▶ **GIVEN REQUEST**
Look through the entries below and report how many lines hold the string "that". Only the number is wanted.

————————

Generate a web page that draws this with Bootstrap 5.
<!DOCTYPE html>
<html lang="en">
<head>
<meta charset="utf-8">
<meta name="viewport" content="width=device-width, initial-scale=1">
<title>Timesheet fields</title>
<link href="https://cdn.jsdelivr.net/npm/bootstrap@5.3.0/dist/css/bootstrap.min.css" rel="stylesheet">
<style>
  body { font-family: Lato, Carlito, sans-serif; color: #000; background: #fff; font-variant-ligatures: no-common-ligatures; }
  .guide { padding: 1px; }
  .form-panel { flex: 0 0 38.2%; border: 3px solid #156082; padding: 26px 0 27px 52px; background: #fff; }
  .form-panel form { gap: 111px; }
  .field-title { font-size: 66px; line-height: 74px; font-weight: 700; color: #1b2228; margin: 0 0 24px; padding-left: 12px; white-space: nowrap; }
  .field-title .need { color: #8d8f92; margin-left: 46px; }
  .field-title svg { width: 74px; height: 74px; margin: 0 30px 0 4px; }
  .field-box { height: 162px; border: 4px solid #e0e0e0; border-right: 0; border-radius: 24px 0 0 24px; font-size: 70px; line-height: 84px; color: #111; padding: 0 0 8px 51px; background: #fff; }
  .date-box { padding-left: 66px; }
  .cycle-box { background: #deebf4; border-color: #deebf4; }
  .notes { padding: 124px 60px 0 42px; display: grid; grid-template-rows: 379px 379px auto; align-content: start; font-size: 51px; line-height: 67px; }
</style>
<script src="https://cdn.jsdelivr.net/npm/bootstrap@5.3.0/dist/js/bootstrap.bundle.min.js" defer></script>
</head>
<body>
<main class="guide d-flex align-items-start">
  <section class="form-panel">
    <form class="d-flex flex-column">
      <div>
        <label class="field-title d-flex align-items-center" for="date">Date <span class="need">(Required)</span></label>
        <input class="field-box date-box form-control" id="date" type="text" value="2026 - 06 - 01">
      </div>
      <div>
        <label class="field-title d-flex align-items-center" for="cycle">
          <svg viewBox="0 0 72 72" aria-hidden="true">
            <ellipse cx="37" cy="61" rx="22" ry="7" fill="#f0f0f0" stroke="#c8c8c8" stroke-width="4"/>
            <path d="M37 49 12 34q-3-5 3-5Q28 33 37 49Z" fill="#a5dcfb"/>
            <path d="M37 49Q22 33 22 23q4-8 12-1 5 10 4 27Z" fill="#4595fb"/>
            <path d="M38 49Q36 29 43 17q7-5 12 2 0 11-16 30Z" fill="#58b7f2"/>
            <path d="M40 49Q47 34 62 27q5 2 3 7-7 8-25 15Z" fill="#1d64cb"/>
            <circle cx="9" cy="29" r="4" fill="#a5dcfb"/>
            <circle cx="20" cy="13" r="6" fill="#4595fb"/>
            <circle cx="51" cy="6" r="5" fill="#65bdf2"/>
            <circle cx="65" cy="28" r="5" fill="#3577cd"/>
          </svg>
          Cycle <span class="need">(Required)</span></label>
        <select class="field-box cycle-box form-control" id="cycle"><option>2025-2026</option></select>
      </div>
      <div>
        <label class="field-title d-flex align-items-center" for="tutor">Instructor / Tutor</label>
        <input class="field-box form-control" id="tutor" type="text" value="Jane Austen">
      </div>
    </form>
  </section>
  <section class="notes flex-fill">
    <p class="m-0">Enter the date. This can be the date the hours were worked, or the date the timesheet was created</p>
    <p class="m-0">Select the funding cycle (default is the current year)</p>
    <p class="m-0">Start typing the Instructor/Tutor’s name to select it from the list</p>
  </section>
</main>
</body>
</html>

————————

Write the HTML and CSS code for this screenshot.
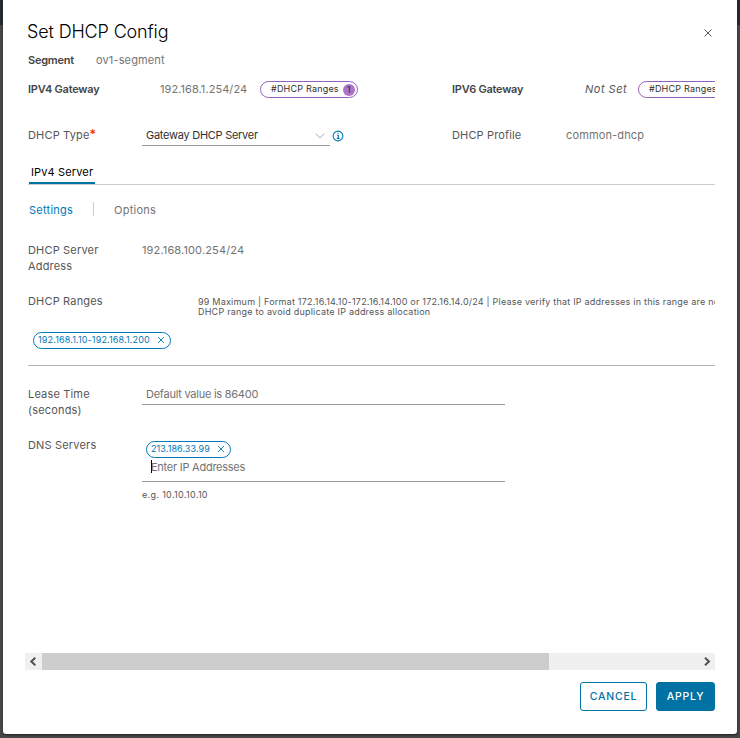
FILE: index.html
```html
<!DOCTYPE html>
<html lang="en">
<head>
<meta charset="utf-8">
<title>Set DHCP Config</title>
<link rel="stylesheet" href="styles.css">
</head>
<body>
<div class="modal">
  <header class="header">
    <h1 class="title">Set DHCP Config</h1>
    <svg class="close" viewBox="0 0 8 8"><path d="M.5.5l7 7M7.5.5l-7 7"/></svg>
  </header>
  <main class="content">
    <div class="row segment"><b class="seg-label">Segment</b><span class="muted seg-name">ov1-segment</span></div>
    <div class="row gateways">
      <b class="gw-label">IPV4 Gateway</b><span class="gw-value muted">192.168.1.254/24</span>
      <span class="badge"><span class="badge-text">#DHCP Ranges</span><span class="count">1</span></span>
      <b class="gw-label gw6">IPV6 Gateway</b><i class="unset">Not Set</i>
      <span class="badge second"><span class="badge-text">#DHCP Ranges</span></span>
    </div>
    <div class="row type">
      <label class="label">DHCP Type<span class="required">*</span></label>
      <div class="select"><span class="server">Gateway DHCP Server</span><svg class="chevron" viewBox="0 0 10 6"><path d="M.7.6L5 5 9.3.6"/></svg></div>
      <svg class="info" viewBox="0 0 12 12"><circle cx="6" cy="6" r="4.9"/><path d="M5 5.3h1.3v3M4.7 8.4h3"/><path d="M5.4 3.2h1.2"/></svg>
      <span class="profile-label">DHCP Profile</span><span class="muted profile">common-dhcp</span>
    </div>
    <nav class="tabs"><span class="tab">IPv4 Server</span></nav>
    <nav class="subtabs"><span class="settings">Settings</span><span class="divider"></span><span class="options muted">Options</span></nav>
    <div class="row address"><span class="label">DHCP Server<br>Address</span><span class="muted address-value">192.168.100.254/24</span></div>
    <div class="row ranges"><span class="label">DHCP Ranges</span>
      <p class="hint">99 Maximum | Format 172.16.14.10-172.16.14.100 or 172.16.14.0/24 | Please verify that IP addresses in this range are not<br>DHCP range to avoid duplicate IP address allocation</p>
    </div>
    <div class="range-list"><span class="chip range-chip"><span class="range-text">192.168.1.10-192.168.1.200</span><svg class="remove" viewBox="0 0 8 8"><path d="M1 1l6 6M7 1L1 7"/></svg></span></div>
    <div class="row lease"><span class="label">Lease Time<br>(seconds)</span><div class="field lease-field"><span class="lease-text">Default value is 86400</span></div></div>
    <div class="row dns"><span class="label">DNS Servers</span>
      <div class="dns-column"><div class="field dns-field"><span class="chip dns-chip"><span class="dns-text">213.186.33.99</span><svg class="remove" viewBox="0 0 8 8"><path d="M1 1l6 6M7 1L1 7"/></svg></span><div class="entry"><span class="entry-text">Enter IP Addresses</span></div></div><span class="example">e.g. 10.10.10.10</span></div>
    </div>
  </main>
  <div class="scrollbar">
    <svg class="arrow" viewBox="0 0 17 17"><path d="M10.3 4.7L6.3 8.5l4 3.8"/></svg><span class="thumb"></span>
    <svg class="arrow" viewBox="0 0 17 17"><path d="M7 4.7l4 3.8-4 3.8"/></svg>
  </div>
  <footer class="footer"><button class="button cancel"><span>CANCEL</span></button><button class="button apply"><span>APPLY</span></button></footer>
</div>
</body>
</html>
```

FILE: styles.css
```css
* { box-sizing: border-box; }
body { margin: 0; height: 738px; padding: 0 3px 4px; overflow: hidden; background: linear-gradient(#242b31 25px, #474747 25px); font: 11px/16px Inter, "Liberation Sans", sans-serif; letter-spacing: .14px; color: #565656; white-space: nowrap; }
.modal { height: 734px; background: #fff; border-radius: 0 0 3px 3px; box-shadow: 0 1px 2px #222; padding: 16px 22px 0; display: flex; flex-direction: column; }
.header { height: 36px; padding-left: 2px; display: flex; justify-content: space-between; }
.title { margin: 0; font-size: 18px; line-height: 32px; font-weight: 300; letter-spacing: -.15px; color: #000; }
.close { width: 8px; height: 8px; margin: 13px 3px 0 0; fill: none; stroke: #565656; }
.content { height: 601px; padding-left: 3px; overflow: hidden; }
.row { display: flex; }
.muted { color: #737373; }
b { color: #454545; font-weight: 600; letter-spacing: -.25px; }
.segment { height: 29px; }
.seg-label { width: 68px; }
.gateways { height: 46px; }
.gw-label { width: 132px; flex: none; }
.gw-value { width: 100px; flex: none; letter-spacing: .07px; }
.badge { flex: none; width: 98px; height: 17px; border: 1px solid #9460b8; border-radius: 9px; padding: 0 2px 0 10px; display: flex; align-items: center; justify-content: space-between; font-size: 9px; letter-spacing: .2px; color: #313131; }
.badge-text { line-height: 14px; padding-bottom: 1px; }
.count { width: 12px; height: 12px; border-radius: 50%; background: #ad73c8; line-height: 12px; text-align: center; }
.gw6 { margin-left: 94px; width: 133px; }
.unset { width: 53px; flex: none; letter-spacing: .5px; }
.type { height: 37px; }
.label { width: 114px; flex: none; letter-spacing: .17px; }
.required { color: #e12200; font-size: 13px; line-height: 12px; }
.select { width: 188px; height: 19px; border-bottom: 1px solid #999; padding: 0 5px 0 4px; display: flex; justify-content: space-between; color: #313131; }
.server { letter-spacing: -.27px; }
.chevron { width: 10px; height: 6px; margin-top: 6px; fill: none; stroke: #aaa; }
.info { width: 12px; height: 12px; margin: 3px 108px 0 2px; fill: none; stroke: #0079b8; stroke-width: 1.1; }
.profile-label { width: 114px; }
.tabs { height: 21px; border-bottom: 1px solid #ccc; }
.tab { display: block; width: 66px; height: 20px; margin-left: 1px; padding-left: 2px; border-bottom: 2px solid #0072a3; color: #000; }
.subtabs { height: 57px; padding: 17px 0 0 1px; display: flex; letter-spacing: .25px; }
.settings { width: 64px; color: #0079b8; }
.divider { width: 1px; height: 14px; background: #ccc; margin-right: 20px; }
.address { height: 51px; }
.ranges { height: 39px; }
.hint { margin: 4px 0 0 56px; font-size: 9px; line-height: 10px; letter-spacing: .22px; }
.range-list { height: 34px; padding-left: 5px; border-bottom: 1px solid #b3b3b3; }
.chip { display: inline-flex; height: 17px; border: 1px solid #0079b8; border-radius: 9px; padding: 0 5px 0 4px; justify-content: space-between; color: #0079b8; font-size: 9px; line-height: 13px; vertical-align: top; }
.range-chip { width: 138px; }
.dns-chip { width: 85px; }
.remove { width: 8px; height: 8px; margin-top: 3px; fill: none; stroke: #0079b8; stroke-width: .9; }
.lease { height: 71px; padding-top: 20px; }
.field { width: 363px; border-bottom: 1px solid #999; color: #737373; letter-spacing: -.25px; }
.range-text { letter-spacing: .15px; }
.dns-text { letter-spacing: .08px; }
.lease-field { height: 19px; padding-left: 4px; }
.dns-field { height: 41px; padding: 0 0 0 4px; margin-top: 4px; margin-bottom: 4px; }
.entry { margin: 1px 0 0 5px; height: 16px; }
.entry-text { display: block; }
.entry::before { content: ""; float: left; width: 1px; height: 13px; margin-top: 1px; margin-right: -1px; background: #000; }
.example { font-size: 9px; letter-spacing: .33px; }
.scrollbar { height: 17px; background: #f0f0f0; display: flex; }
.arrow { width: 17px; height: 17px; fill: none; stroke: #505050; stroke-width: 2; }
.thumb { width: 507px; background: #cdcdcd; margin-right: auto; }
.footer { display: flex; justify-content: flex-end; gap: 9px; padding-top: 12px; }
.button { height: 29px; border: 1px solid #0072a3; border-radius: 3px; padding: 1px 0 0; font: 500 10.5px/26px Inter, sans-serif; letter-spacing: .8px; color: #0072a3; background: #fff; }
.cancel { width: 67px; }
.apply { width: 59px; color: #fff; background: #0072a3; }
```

————————

▶ **TASK OUTPUT**
2